On Friday, Utah State revealed that football player Josh Davis suffered a “non-traumatic sudden cardiac arrest” on Thursday during practice.
Davis, a wide receiver for Utah State, had a medical emergency during practice at Maverik Stadium and was taken to Logan Regional Hospital.
He was initially reported to be in critical condition, but his condition was upgraded to fair the following morning, according to ESPN.
According to Utah State, Davis was “taken off life-sustaining medical devices and is breathing on his own.”
Read the statement below:
Josh Davis, a football player for Utah state, has been upgraded from critical to fair condition as of Friday morning, following a non-traumatic sudden cardiac arrest during Thursday’s spring practice on Merlin Olsen Field at Maverick stadium.
Davis, who is currently in the intensive care unit at McKay Dee Hospital in Ogden, has been taken off life-sustaining medical devices and is breathing on his own.
Davis, a redshirt freshman wide receiver from Carlsbad, California, collapsed during practice on Thursday and was immediately treated by USU’s athletic training staff, led by Mike Williams, associate athletics Director for sports medicine, followed by emergency medical personnel, who transported him to Logan regional hospital.
Davis received initial critical treatment and was stabilized at Logan regional hospital before being transported to McKay-Dee Hospital, where their critical care team continued treatment with therapeutic hypothermia to lower the body temperature to preserve his neurological function.

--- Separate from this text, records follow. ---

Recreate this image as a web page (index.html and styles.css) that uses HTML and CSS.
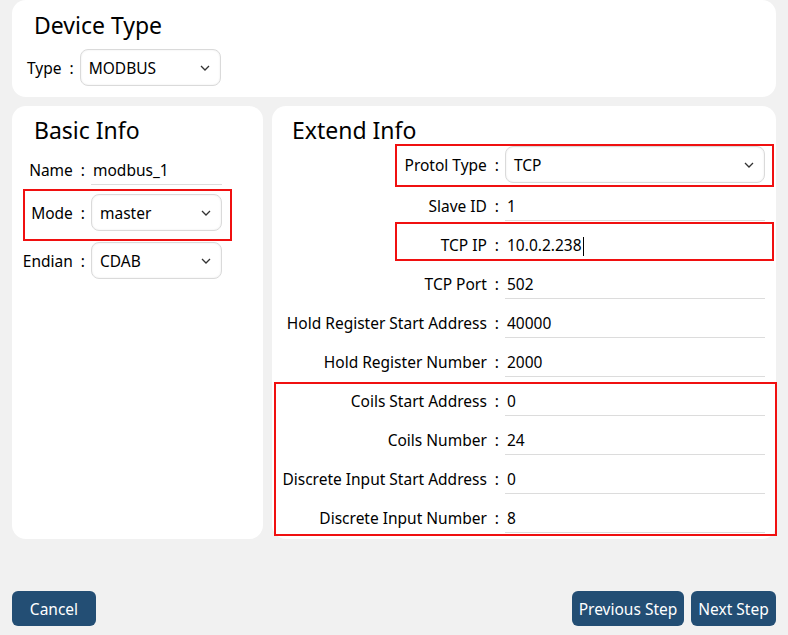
FILE: index.html
```html
<!DOCTYPE html>
<html lang="en">
<head>
    <meta charset="UTF-8">
    <title>Device Config</title>
    <link rel="stylesheet" href="styles.css">
</head>
<body>
    <div class="page">
        <div class="card top-card">
            <h2>Device Type</h2>
            <div class="row type-row">
                <span class="label">Type<span class="colon">:</span></span>
                <div class="select">MODBUS<svg class="chev" viewBox="0 0 10 6"><path d="M1 1l4 4 4-4"/></svg></div>
            </div>
        </div>

        <div class="columns">
            <div class="card basic">
                <h2>Basic Info</h2>
                <div class="row row-name">
                    <span class="label">Name<span class="colon">:</span></span>
                    <div class="input">modbus_1</div>
                </div>
                <div class="row row-mode">
                    <span class="label">Mode<span class="colon">:</span></span>
                    <div class="select">master<svg class="chev" viewBox="0 0 10 6"><path d="M1 1l4 4 4-4"/></svg></div>
                </div>
                <div class="row row-endian">
                    <span class="label">Endian<span class="colon">:</span></span>
                    <div class="select">CDAB<svg class="chev" viewBox="0 0 10 6"><path d="M1 1l4 4 4-4"/></svg></div>
                </div>
                <div class="mark mark-mode"></div>
            </div>

            <div class="card extend">
                <h2>Extend Info</h2>
                <div class="row first">
                    <span class="label">Protol Type<span class="colon">:</span></span>
                    <div class="select">TCP<svg class="chev" viewBox="0 0 10 6"><path d="M1 1l4 4 4-4"/></svg></div>
                </div>
                <div class="row">
                    <span class="label">Slave ID<span class="colon">:</span></span>
                    <div class="input">1</div>
                </div>
                <div class="row">
                    <span class="label">TCP IP<span class="colon">:</span></span>
                    <div class="input">10.0.2.238<span class="caret"></span></div>
                </div>
                <div class="row">
                    <span class="label">TCP Port<span class="colon">:</span></span>
                    <div class="input">502</div>
                </div>
                <div class="row">
                    <span class="label">Hold Register Start Address<span class="colon">:</span></span>
                    <div class="input">40000</div>
                </div>
                <div class="row">
                    <span class="label">Hold Register Number<span class="colon">:</span></span>
                    <div class="input">2000</div>
                </div>
                <div class="row">
                    <span class="label">Coils Start Address<span class="colon">:</span></span>
                    <div class="input">0</div>
                </div>
                <div class="row">
                    <span class="label">Coils Number<span class="colon">:</span></span>
                    <div class="input">24</div>
                </div>
                <div class="row">
                    <span class="label">Discrete Input Start Address<span class="colon">:</span></span>
                    <div class="input">0</div>
                </div>
                <div class="row">
                    <span class="label">Discrete Input Number<span class="colon">:</span></span>
                    <div class="input">8</div>
                </div>
                <div class="mark mark-protol"></div>
                <div class="mark mark-ip"></div>
                <div class="mark mark-coils"></div>
            </div>
        </div>

        <div class="footer">
            <button class="btn btn-cancel">Cancel</button>
            <div class="steps">
                <button class="btn btn-prev">Previous Step</button>
                <button class="btn btn-next">Next Step</button>
            </div>
        </div>
    </div>
</body>
</html>
```

FILE: styles.css
```css
body {
    margin: 0;
    background-color: #f1f1f1;
    font-family: "Noto Sans", "Open Sans", sans-serif;
    font-size: 15.5px;
    color: #000;
}
.page {
    width: 764px;
    padding: 0 12px;
}
.card {
    background-color: #fff;
    border-radius: 14px;
    position: relative;
}
h2 {
    margin: 0;
    font-size: 23px;
    font-weight: normal;
    line-height: 30px;
}
.top-card {
    height: 97px;
    padding: 10px 0 0 0;
    box-sizing: border-box;
}
.top-card h2 {
    padding-left: 22px;
}
.type-row {
    margin-top: 8px;
    padding-left: 15px;
}
.row {
    display: flex;
    align-items: center;
    height: 39px;
}
.label {
    white-space: nowrap;
}
.colon {
    margin: 0 6px 0 8px;
}
.select {
    display: flex;
    align-items: center;
    justify-content: space-between;
    height: 37px;
    box-sizing: border-box;
    border: 1px solid #dadada;
    border-radius: 8px;
    padding: 0 10px 0 8px;
    box-shadow: inset 0 0 2px #e6e6e6;
}
.chev {
    width: 10px;
    height: 6px;
    fill: none;
    stroke: #333;
    stroke-width: 1.3;
}
.type-row .select {
    width: 141px;
}
.columns {
    display: flex;
    gap: 9px;
    margin-top: 9px;
    height: 433px;
}
.basic {
    width: 251px;
    padding-top: 9px;
    box-sizing: border-box;
}
.basic h2 {
    padding-left: 22px;
}
.basic .row .label {
    width: 79px;
    text-align: right;
}
.basic .select, .basic .input {
    width: 131px;
}
.row-name {
    margin-top: 5px;
}
.row-mode {
    margin-top: 4px;
}
.row-endian {
    margin-top: 9px;
}
.input {
    height: 30px;
    line-height: 30px;
    box-sizing: border-box;
    border-bottom: 1px solid #dcdcdc;
    padding-left: 2px;
    position: relative;
}
.caret {
    display: inline-block;
    width: 1px;
    height: 19px;
    background-color: #000;
    vertical-align: middle;
    margin-left: 1px;
}
.extend {
    flex: 1;
    padding-top: 9px;
    box-sizing: border-box;
}
.extend h2 {
    padding-left: 20px;
}
.extend .label {
    width: 233px;
    text-align: right;
}
.extend .select, .extend .input {
    width: 260px;
}
.extend .row.first {
    margin-bottom: 2px;
}
.mark {
    position: absolute;
    border: 2px solid #f01010;
    box-sizing: border-box;
}
.mark-mode {
    left: 11px;
    top: 83px;
    width: 209px;
    height: 52px;
}
.mark-protol {
    left: 123px;
    top: 38px;
    width: 379px;
    height: 43px;
}
.mark-ip {
    left: 123px;
    top: 116px;
    width: 379px;
    height: 39px;
}
.mark-coils {
    left: 2px;
    top: 276px;
    width: 503px;
    height: 154px;
}
.footer {
    display: flex;
    justify-content: space-between;
    margin-top: 52px;
}
.steps {
    display: flex;
    gap: 7px;
}
.btn {
    height: 35px;
    border: none;
    border-radius: 6px;
    background-color: #234e74;
    color: #fff;
    font-family: "Noto Sans", "Open Sans", sans-serif;
    font-size: 15.5px;
    padding: 0;
}
.btn-cancel {
    width: 84px;
}
.btn-prev {
    width: 112px;
}
.btn-next {
    width: 85px;
}
```
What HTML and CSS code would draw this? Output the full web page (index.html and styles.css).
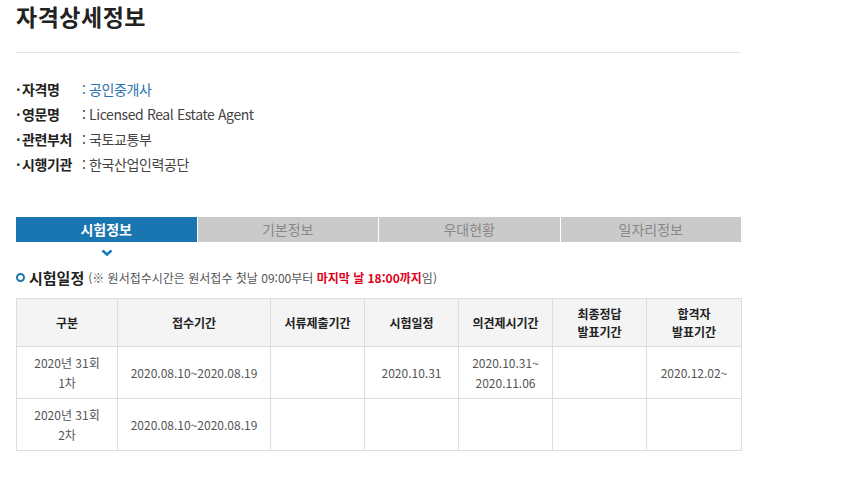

Davis’ parents, Matt and Chrissy, arrived in Utah Thursday evening, and were met at the hospital by Utah State team physician Dr. David G. Liddle, interim athletic director Jerry Bovee, head football coach Blake Anderson, and athletic trainer Kendra Gilmore.
Update on Josh Davis.
We ask that you continue to keep Josh and his family in your thoughts and prayers. pic.twitter.com/ASuhTLjVkC
— USU Football (@USUFootball) March 24, 2023
Davis is “awake, alert, and breathing on his own,” Anderson said, via Utah State football play-by-play radio voice Scott Garrard per Si.com.
He added, “The training staff absolutely saved his life. No hesitation at all. Miracle.”